Votre commission des Lois considère que le mécanisme
proposé offre des garanties permettant le respect du principe du
contradictoire. Conformément au premier alinéa de l'article L.
131-6 du code précité, le dépôt préalable des
mémoires des parties
104(
*
)
est en effet exigé avant tout
examen de l'affaire par la formation restreinte de trois magistrats.

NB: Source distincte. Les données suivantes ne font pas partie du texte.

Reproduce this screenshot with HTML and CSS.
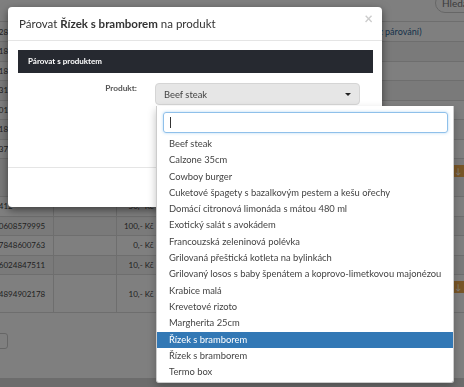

Par ailleurs, l'application de ce dispositif à la Chambre criminelle
sera de moindre ampleur que pour les Chambres civiles, puisque le renvoi
à une formation de trois magistrats n'est pas la règle, mais
reste soumis à l'appréciation du premier président ou du
président de chambre.
Votre commission estime cet aménagement souhaitable dans la mesure
où l'introduction d'une sélection des pourvois au cas par cas,
respecte la singularité du contentieux de la chambre criminelle et ne
nuira pas à l'autorité de cette chambre. De plus, votre
commission tient à souligner que la chambre criminelle ne connaît
pas une asphyxie comparable aux autres chambres de la Cour de
cassation
105(
*
)
. La mise en
place d'une sélection systématique des pourvois n'apparaît
donc pas nécessaire. Votre commission approuve donc le dispositif
retenu, qu'elle juge adapté aux spécificités de cette
chambre.
Votre commission des Lois tient néanmoins à souligner les limites
pratiques du mécanisme proposé en l'état actuel du droit
en vigueur. Si les pourvois manifestement dépourvus de pertinence
doivent être soustraits à l'examen de la Cour de cassation, il
apparaît indispensable d'assurer aux recours fondés un
accès au juge plus effectif. Elle estime nécessaire d'engager une
réflexion globale sur les moyens d'assurer à chaque plaideur la
possibilité de présenter, argumenter et soutenir utilement ses
moyens de cassation . Une réforme plus ambitieuse doit être
mise en oeuvre afin d'assurer le bon fonctionnement du mécanisme de
filtrage dans le respect de l'égalité des droits des parties
devant la Cour de cassation.
A l'heure actuelle, certaines affaires sont dispensées de
représentation obligatoire, notamment en matières sociale et
criminelle. Les plaideurs peuvent donc déposer leur pourvoi sans
obligation d'être assistés d'un avocat à la Cour de
cassation. Ceux-ci risqueront d'autant plus de voir leur pourvoi
déclaré irrecevable. Votre commission juge indispensable de
réfléchir aux moyens de permettre aux parties de
bénéficier d'une assistance qualifiée quelle que soit la
chambre devant laquelle elles déposent leur pourvoi.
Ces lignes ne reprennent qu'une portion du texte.